- Born: Rosaline Ugochukwu Edeh August 16, 1966 (age 60) London, United Kingdom
- Education: M.A. Art History
- Alma mater: Rice University
- Occupations: Journalist Director Producer
- Notable credit(s): CNN Early Today MSNBC ET Canada Global Toronto The Morning Show
- Family: Daughter: Micha Powell

= Rosey Edeh =

Canadian television personality

Rosey Edeh (born August 16, 1966) is a Canadian Olympic finalist and Commonwealth games medalist as a hurdler. In her subsequent television career, she was a news anchor for Global News at Noon at Global Toronto and the senior reporter for ET Canada. She is the CEO of Micha Muse Media and directed her debut film Oliver Jones: Mind Hands Heart. Currently she is a morning co-anchor for CTV Morning Live Ottawa.

==Biography==
Edeh was born in London. She was a weather presenter providing weather forecasts on CFCF in Montreal, Quebec before moving to the United States to work for CNN and most recently as a weathercaster on NBC's Early Today and on MSNBC.

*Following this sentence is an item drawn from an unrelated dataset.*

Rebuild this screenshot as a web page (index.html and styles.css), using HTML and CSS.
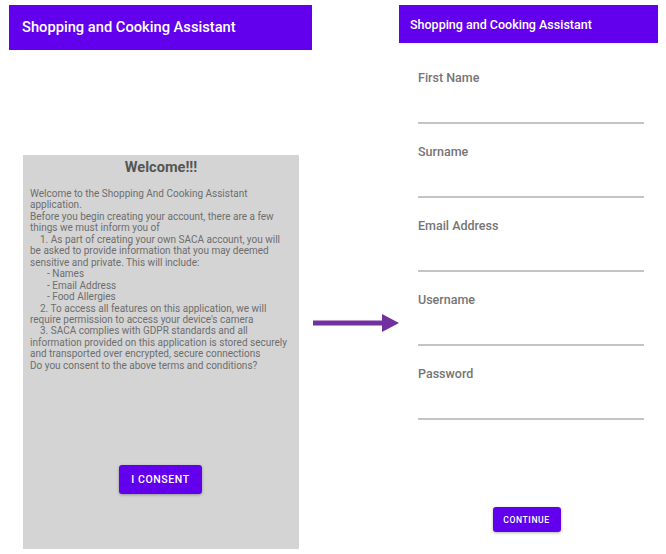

Her running skills led to an athletic scholarship at Rice University in Houston, where she established herself as a world-class 400-metre hurdler. Based on her 100-metre hurdle time she was considered one of the best athletes to attend Rice and was inducted into the Rice Hall of Fame. At the time of her induction she was ranked sixth in the world. She was a five time All America at the university. She lived in Lasalle, Quebec and competed at the Olympic Games in 1988, 1992, and 1996. Edeh won a bronze medal at the 1990 Commonwealth Games as a member of the 4 x 400 metre relay team; she was on the gold medal-winning 4 x 400 metre relay team, at the 1992 World Cup of Track and Field in Havana, Cuba.

In the 400-metre hurdles final at the 1996 Summer Olympics Edeh set a Canadian national record time that stood over 23 years, until broken by Sage Watson in 2019.

In July 2016 her daughter Micha Powell was named to Canada's Olympic team as an alternate.

In September 2020, Rosey became a co-anchor of the CTV Morning News Live Ottawa.